PROMPT
Can you pull out each line of the data below that includes the word "Tailwind"?

========

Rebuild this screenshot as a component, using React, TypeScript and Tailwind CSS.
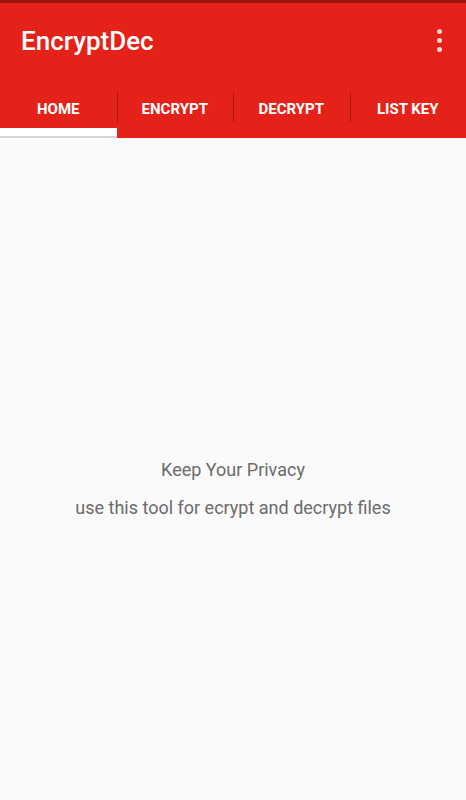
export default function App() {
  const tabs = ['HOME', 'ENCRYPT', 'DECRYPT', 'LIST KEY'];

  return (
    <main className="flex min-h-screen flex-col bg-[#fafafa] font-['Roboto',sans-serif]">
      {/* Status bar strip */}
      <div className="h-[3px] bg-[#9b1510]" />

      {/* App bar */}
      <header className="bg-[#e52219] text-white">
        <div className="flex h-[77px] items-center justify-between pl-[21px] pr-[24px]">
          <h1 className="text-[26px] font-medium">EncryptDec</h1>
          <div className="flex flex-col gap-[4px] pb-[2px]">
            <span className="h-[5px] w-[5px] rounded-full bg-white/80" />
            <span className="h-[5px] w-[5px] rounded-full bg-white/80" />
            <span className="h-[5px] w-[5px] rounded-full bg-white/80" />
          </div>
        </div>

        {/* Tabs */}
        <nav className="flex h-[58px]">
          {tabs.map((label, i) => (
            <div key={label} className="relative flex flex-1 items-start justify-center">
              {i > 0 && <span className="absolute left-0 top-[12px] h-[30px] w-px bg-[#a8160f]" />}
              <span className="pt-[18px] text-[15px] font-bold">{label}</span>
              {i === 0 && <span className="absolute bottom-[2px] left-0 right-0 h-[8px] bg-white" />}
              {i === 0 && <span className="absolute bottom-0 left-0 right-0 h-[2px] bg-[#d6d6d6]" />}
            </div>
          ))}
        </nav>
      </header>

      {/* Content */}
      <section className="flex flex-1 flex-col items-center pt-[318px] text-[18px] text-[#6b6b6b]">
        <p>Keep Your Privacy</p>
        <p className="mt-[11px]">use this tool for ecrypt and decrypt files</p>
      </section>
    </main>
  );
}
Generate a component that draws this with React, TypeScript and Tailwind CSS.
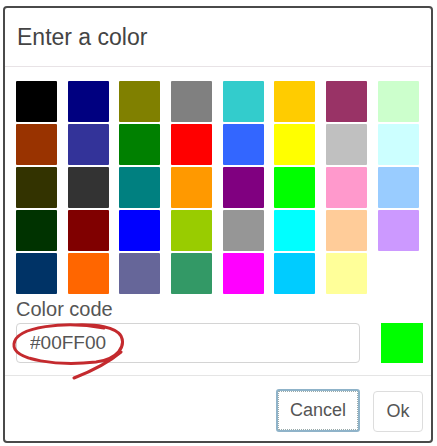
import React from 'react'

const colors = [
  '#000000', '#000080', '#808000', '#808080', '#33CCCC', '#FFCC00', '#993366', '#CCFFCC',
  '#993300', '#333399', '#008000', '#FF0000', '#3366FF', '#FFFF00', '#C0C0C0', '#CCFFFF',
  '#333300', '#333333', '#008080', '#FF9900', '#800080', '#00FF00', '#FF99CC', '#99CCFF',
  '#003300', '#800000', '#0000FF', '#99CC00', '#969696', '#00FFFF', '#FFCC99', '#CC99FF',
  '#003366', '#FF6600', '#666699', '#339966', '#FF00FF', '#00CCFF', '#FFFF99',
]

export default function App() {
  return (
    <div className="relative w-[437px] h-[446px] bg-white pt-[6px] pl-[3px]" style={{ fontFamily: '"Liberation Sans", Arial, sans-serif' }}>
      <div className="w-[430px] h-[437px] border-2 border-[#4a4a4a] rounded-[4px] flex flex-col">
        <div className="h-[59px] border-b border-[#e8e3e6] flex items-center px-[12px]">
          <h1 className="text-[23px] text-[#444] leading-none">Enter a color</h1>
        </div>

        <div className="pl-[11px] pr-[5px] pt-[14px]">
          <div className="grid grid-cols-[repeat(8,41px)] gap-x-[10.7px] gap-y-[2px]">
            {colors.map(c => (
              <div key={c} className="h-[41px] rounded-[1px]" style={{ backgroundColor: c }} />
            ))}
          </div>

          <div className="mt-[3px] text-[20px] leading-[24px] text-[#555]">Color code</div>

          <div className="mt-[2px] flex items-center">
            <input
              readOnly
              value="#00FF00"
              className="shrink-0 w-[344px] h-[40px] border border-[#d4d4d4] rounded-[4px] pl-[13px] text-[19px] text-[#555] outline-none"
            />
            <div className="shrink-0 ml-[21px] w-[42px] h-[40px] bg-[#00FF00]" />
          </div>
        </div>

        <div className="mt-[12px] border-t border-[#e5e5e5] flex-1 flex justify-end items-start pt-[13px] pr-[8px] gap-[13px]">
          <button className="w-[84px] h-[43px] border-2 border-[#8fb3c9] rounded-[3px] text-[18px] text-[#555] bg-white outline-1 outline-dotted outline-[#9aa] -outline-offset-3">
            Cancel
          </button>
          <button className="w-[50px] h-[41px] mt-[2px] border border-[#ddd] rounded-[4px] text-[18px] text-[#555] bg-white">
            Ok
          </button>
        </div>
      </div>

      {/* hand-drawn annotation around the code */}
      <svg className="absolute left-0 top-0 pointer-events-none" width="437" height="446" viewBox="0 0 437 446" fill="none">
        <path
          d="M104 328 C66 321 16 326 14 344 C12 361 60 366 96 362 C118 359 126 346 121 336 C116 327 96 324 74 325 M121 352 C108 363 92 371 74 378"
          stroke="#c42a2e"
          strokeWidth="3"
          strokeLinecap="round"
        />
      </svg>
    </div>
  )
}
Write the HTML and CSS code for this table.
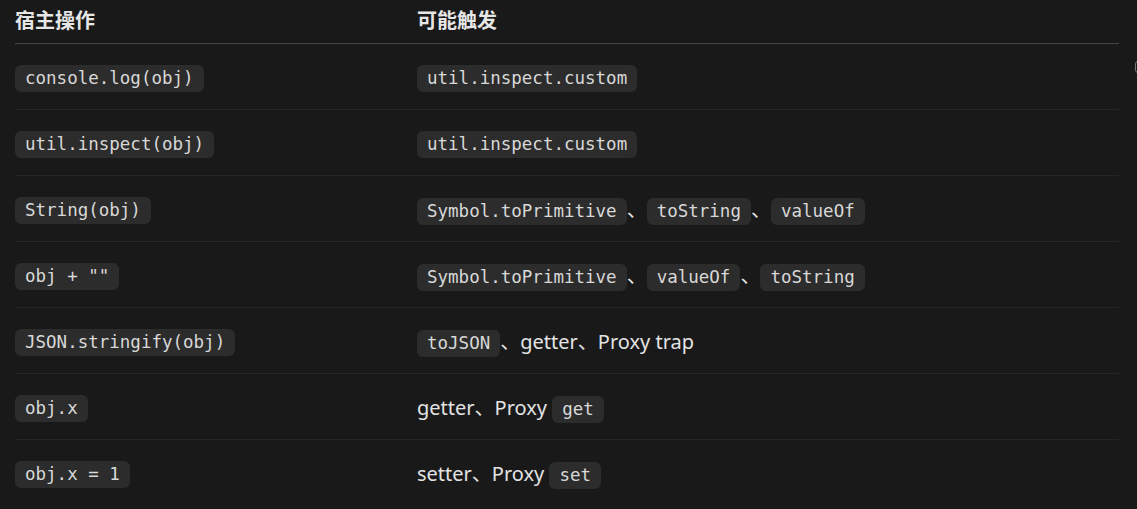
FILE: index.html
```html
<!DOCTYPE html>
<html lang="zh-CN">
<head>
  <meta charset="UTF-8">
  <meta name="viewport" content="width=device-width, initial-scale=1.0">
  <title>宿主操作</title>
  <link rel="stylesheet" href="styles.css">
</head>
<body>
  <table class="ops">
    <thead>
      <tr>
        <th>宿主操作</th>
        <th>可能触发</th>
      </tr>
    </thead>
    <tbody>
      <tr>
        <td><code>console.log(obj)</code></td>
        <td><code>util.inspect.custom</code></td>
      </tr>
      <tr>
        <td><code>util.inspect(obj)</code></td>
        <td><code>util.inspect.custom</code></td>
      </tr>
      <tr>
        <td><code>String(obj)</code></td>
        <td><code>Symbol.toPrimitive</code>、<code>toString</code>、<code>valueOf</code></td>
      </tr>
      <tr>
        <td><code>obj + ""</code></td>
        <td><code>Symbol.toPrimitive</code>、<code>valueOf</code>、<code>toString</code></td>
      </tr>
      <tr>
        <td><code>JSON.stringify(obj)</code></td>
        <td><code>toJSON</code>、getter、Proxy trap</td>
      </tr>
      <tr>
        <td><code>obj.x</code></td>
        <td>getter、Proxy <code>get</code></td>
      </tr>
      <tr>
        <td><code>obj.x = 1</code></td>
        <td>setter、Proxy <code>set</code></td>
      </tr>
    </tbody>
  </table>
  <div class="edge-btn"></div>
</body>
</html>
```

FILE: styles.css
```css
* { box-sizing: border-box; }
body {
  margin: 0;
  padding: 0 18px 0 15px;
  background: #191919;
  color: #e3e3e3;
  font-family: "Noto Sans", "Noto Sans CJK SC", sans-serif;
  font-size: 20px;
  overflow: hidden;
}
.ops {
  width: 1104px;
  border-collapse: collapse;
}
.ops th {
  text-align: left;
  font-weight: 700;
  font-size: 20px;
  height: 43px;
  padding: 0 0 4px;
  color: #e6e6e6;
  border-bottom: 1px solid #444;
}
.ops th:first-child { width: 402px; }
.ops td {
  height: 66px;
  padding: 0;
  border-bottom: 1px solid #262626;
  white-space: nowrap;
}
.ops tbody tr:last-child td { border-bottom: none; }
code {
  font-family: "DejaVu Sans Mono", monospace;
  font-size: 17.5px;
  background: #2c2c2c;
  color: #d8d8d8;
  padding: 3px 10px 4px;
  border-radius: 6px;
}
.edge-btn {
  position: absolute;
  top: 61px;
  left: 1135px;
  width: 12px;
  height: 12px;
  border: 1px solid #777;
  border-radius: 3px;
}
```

========

OUTPUT
Rebuild this screenshot as a component, using React, TypeScript and Tailwind CSS.
Generate a component that draws this with React, TypeScript and Tailwind CSS.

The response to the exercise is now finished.